▶ _Aim of the task_
Restate all the material verbatim, except for the pictures.

___ Given material ___

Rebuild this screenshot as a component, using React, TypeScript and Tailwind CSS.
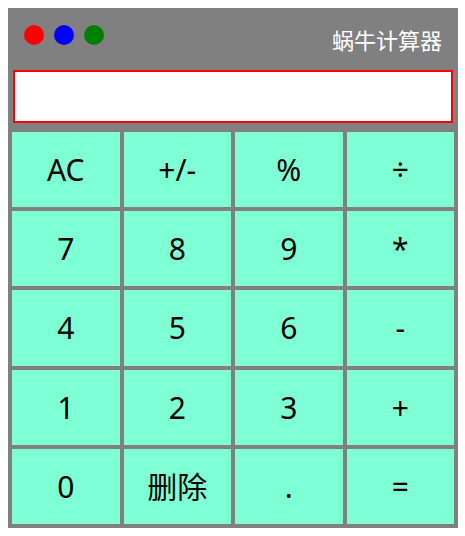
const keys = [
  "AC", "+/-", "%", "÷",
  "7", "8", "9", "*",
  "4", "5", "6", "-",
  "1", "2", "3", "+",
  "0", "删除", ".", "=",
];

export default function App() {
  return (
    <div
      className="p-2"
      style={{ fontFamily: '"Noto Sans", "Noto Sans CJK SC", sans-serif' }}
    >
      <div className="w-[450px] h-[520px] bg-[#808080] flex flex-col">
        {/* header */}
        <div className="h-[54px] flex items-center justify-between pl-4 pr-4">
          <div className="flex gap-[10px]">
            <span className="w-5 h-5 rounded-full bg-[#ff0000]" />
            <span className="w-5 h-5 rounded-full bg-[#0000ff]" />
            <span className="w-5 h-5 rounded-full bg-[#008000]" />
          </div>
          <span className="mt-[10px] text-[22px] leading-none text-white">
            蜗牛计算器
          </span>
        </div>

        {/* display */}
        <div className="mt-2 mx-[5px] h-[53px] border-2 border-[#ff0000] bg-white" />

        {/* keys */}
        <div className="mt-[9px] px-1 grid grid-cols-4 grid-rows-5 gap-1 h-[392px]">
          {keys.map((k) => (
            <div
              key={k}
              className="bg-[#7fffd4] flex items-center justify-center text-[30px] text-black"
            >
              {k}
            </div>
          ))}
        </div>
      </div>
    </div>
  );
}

___

▶ _Task result_
Rebuild this screenshot as a component, using React, TypeScript and Tailwind CSS.
const keys = [
  "AC", "+/-", "%", "÷",
  "7", "8", "9", "*",
  "4", "5", "6", "-",
  "1", "2", "3", "+",
  "0", "删除", ".", "=",
];

export default function App() {
  return (
    <div
      className="p-2"
      style={{ fontFamily: '"Noto Sans", "Noto Sans CJK SC", sans-serif' }}
    >
      <div className="w-[450px] h-[520px] bg-[#808080] flex flex-col">
        {/* header */}
        <div className="h-[54px] flex items-center justify-between pl-4 pr-4">
          <div className="flex gap-[10px]">
            <span className="w-5 h-5 rounded-full bg-[#ff0000]" />
            <span className="w-5 h-5 rounded-full bg-[#0000ff]" />
            <span className="w-5 h-5 rounded-full bg-[#008000]" />
          </div>
          <span className="mt-[10px] text-[22px] leading-none text-white">
            蜗牛计算器
          </span>
        </div>

        {/* display */}
        <div className="mt-2 mx-[5px] h-[53px] border-2 border-[#ff0000] bg-white" />

        {/* keys */}
        <div className="mt-[9px] px-1 grid grid-cols-4 grid-rows-5 gap-1 h-[392px]">
          {keys.map((k) => (
            <div
              key={k}
              className="bg-[#7fffd4] flex items-center justify-center text-[30px] text-black"
            >
              {k}
            </div>
          ))}
        </div>
      </div>
    </div>
  );
}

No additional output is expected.